━━━ DATA PROVIDED ━━━

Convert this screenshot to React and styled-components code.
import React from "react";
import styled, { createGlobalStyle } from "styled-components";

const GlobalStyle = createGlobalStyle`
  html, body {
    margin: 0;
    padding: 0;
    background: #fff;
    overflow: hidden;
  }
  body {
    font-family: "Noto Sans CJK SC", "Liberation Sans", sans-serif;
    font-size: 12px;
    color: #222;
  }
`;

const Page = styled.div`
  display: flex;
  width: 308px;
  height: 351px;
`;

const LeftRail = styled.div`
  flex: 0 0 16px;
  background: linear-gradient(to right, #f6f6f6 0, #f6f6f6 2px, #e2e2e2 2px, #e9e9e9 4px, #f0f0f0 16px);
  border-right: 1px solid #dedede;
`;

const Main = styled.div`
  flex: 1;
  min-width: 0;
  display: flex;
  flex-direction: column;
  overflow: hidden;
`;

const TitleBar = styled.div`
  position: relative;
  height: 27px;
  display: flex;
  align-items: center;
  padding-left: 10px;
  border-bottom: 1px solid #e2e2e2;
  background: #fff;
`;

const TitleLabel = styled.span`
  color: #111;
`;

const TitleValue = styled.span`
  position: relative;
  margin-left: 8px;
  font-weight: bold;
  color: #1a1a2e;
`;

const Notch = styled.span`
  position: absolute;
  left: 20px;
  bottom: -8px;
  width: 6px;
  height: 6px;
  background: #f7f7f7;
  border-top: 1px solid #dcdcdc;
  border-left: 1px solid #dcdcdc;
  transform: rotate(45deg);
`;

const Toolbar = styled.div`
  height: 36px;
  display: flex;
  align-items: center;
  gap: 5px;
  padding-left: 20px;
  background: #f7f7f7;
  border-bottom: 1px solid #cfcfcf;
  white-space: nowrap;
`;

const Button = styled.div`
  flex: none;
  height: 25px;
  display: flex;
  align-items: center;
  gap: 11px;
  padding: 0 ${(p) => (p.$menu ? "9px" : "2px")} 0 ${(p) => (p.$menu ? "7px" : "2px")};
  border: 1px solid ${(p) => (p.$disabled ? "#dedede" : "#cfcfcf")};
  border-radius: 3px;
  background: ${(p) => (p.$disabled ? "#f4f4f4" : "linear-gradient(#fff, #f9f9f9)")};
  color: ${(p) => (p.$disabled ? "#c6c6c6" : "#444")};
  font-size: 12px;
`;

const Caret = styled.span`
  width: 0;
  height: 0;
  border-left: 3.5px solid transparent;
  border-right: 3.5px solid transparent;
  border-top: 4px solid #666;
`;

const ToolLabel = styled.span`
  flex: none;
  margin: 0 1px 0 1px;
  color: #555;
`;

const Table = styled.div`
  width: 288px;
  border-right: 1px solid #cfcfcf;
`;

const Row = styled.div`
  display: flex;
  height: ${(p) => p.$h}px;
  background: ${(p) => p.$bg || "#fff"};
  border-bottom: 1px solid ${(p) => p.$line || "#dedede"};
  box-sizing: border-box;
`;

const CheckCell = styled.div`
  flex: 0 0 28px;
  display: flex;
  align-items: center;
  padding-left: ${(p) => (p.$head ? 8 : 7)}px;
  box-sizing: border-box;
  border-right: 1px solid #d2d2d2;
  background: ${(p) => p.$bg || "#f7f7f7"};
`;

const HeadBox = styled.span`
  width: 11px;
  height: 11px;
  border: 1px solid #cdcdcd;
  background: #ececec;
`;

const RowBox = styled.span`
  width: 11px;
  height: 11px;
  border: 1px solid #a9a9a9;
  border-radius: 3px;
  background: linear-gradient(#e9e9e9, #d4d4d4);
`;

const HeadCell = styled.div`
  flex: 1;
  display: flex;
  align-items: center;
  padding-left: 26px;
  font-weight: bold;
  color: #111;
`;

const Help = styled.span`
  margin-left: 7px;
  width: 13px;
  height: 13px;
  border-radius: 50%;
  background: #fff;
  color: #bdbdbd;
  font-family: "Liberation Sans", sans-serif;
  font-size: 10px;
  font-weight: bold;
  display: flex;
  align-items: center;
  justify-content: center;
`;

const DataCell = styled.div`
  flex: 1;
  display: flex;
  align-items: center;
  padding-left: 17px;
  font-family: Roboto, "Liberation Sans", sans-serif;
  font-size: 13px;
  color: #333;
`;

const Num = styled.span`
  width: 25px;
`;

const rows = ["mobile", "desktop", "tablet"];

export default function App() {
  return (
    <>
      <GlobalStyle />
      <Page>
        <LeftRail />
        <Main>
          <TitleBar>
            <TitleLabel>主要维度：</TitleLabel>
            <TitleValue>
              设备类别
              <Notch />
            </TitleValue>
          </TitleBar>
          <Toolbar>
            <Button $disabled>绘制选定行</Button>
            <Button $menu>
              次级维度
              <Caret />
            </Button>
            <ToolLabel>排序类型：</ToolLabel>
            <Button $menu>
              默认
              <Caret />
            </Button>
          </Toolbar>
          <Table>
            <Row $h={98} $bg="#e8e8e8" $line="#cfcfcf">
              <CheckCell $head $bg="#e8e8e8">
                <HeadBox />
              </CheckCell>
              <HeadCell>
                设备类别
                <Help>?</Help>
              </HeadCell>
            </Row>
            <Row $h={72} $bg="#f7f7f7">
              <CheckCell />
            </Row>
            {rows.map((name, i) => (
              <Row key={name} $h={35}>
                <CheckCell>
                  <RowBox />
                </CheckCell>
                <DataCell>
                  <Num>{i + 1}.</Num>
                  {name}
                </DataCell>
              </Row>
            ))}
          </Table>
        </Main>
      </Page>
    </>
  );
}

━━━

• **TASK DESCRIPTION**: Transcribe all of the material exactly. Omit nothing.

• **ANSWER BELOW**:
Convert this screenshot to React and styled-components code.
import React from "react";
import styled, { createGlobalStyle } from "styled-components";

const GlobalStyle = createGlobalStyle`
  html, body {
    margin: 0;
    padding: 0;
    background: #fff;
    overflow: hidden;
  }
  body {
    font-family: "Noto Sans CJK SC", "Liberation Sans", sans-serif;
    font-size: 12px;
    color: #222;
  }
`;

const Page = styled.div`
  display: flex;
  width: 308px;
  height: 351px;
`;

const LeftRail = styled.div`
  flex: 0 0 16px;
  background: linear-gradient(to right, #f6f6f6 0, #f6f6f6 2px, #e2e2e2 2px, #e9e9e9 4px, #f0f0f0 16px);
  border-right: 1px solid #dedede;
`;

const Main = styled.div`
  flex: 1;
  min-width: 0;
  display: flex;
  flex-direction: column;
  overflow: hidden;
`;

const TitleBar = styled.div`
  position: relative;
  height: 27px;
  display: flex;
  align-items: center;
  padding-left: 10px;
  border-bottom: 1px solid #e2e2e2;
  background: #fff;
`;

const TitleLabel = styled.span`
  color: #111;
`;

const TitleValue = styled.span`
  position: relative;
  margin-left: 8px;
  font-weight: bold;
  color: #1a1a2e;
`;

const Notch = styled.span`
  position: absolute;
  left: 20px;
  bottom: -8px;
  width: 6px;
  height: 6px;
  background: #f7f7f7;
  border-top: 1px solid #dcdcdc;
  border-left: 1px solid #dcdcdc;
  transform: rotate(45deg);
`;

const Toolbar = styled.div`
  height: 36px;
  display: flex;
  align-items: center;
  gap: 5px;
  padding-left: 20px;
  background: #f7f7f7;
  border-bottom: 1px solid #cfcfcf;
  white-space: nowrap;
`;

const Button = styled.div`
  flex: none;
  height: 25px;
  display: flex;
  align-items: center;
  gap: 11px;
  padding: 0 ${(p) => (p.$menu ? "9px" : "2px")} 0 ${(p) => (p.$menu ? "7px" : "2px")};
  border: 1px solid ${(p) => (p.$disabled ? "#dedede" : "#cfcfcf")};
  border-radius: 3px;
  background: ${(p) => (p.$disabled ? "#f4f4f4" : "linear-gradient(#fff, #f9f9f9)")};
  color: ${(p) => (p.$disabled ? "#c6c6c6" : "#444")};
  font-size: 12px;
`;

const Caret = styled.span`
  width: 0;
  height: 0;
  border-left: 3.5px solid transparent;
  border-right: 3.5px solid transparent;
  border-top: 4px solid #666;
`;

const ToolLabel = styled.span`
  flex: none;
  margin: 0 1px 0 1px;
  color: #555;
`;

const Table = styled.div`
  width: 288px;
  border-right: 1px solid #cfcfcf;
`;

const Row = styled.div`
  display: flex;
  height: ${(p) => p.$h}px;
  background: ${(p) => p.$bg || "#fff"};
  border-bottom: 1px solid ${(p) => p.$line || "#dedede"};
  box-sizing: border-box;
`;

const CheckCell = styled.div`
  flex: 0 0 28px;
  display: flex;
  align-items: center;
  padding-left: ${(p) => (p.$head ? 8 : 7)}px;
  box-sizing: border-box;
  border-right: 1px solid #d2d2d2;
  background: ${(p) => p.$bg || "#f7f7f7"};
`;

const HeadBox = styled.span`
  width: 11px;
  height: 11px;
  border: 1px solid #cdcdcd;
  background: #ececec;
`;

const RowBox = styled.span`
  width: 11px;
  height: 11px;
  border: 1px solid #a9a9a9;
  border-radius: 3px;
  background: linear-gradient(#e9e9e9, #d4d4d4);
`;

const HeadCell = styled.div`
  flex: 1;
  display: flex;
  align-items: center;
  padding-left: 26px;
  font-weight: bold;
  color: #111;
`;

const Help = styled.span`
  margin-left: 7px;
  width: 13px;
  height: 13px;
  border-radius: 50%;
  background: #fff;
  color: #bdbdbd;
  font-family: "Liberation Sans", sans-serif;
  font-size: 10px;
  font-weight: bold;
  display: flex;
  align-items: center;
  justify-content: center;
`;

const DataCell = styled.div`
  flex: 1;
  display: flex;
  align-items: center;
  padding-left: 17px;
  font-family: Roboto, "Liberation Sans", sans-serif;
  font-size: 13px;
  color: #333;
`;

const Num = styled.span`
  width: 25px;
`;

const rows = ["mobile", "desktop", "tablet"];

export default function App() {
  return (
    <>
      <GlobalStyle />
      <Page>
        <LeftRail />
        <Main>
          <TitleBar>
            <TitleLabel>主要维度：</TitleLabel>
            <TitleValue>
              设备类别
              <Notch />
            </TitleValue>
          </TitleBar>
          <Toolbar>
            <Button $disabled>绘制选定行</Button>
            <Button $menu>
              次级维度
              <Caret />
            </Button>
            <ToolLabel>排序类型：</ToolLabel>
            <Button $menu>
              默认
              <Caret />
            </Button>
          </Toolbar>
          <Table>
            <Row $h={98} $bg="#e8e8e8" $line="#cfcfcf">
              <CheckCell $head $bg="#e8e8e8">
                <HeadBox />
              </CheckCell>
              <HeadCell>
                设备类别
                <Help>?</Help>
              </HeadCell>
            </Row>
            <Row $h={72} $bg="#f7f7f7">
              <CheckCell />
            </Row>
            {rows.map((name, i) => (
              <Row key={name} $h={35}>
                <CheckCell>
                  <RowBox />
                </CheckCell>
                <DataCell>
                  <Num>{i + 1}.</Num>
                  {name}
                </DataCell>
              </Row>
            ))}
          </Table>
        </Main>
      </Page>
    </>
  );
}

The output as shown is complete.